- Task statement -
Search the data for the word "file". Reproduce every line where it is found.

[Stored items]

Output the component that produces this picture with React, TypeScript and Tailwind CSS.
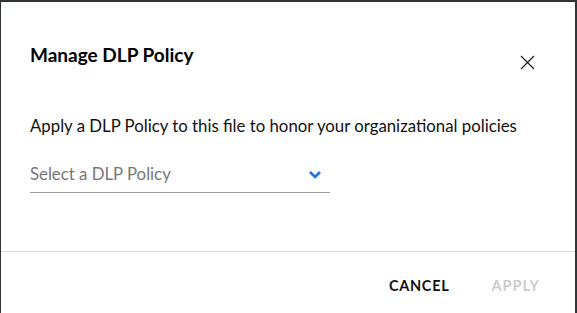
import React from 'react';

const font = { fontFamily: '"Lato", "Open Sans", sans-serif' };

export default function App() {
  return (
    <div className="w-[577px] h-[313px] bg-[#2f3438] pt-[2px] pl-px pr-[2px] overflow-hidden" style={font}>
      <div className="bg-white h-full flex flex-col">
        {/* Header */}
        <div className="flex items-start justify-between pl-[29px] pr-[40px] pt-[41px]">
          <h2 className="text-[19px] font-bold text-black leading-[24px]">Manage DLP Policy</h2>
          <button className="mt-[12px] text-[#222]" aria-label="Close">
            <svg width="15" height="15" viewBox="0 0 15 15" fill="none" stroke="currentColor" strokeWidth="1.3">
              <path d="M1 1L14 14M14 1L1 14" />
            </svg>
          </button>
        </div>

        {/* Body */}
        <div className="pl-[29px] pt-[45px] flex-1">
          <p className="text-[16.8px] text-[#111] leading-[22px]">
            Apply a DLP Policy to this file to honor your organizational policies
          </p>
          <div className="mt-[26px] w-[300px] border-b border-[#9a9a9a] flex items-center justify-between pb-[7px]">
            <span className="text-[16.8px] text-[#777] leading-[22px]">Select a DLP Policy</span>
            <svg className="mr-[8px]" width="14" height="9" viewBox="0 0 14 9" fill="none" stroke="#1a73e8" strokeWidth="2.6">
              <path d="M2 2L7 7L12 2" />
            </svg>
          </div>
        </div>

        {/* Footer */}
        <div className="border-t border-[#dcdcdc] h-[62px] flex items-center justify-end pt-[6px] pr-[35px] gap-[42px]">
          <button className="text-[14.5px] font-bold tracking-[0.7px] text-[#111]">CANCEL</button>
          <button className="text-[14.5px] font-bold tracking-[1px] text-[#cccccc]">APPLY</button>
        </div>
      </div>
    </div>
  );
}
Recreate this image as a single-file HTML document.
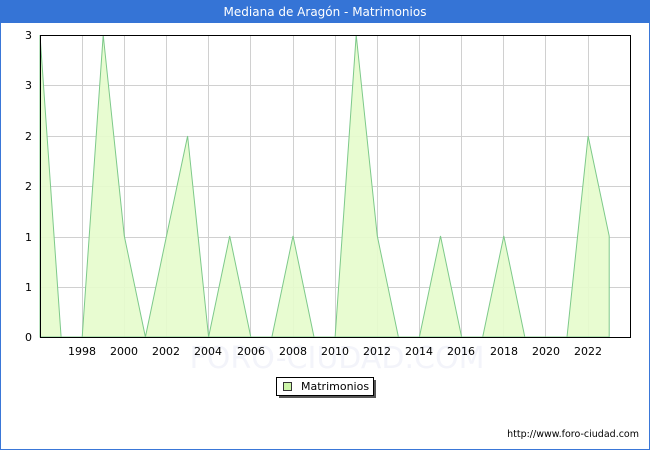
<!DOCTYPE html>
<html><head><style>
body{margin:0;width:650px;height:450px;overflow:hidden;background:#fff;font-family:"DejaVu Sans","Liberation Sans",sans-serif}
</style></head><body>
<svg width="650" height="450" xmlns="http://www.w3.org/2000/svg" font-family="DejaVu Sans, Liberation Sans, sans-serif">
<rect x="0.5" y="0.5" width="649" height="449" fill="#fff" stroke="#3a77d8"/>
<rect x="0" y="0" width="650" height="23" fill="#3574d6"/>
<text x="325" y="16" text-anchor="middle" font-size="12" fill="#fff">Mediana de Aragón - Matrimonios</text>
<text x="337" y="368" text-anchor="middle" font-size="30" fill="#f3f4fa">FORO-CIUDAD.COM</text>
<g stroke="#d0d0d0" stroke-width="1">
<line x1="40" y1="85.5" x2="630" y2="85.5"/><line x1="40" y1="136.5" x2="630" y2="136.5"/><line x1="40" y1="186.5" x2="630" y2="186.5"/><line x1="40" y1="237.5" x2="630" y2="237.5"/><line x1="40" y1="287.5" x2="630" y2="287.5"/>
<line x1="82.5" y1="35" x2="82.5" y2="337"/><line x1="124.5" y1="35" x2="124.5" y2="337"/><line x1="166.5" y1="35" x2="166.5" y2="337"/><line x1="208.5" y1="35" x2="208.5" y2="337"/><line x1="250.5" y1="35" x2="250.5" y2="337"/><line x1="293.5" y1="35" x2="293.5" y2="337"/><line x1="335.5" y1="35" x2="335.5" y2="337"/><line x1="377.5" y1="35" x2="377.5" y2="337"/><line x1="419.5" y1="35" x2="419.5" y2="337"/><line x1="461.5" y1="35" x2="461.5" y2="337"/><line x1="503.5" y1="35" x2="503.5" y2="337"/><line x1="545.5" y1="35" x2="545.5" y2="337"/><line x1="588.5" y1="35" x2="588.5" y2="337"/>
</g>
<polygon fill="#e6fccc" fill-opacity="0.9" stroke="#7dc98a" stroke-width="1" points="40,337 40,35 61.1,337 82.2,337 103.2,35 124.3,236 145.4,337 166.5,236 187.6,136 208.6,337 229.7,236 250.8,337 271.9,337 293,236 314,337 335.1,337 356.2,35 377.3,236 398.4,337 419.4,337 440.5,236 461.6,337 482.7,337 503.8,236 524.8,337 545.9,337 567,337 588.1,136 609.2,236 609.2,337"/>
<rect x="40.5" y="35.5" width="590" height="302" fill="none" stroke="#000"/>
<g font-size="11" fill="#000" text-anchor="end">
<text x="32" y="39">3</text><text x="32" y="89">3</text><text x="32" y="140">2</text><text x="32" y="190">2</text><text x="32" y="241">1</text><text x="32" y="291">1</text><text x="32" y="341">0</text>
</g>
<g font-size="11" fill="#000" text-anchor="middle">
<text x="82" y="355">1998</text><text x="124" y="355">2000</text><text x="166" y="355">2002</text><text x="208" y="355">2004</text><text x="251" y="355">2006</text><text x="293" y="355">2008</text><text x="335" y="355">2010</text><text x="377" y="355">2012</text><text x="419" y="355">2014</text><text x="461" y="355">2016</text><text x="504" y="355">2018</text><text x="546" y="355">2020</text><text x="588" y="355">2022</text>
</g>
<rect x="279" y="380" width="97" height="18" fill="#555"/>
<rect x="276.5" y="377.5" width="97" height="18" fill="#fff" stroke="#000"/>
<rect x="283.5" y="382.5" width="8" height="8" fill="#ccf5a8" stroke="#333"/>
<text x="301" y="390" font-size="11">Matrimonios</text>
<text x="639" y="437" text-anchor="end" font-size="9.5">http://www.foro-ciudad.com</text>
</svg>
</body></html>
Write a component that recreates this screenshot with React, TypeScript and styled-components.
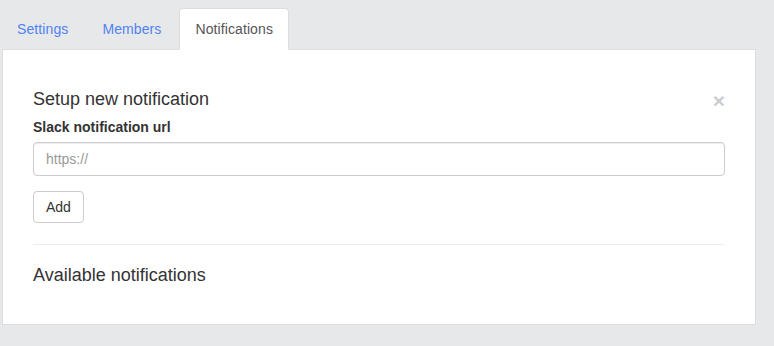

- Final answer -
            Apply a DLP Policy to this file to honor your organizational policies
Recreate this image as a single-file HTML document.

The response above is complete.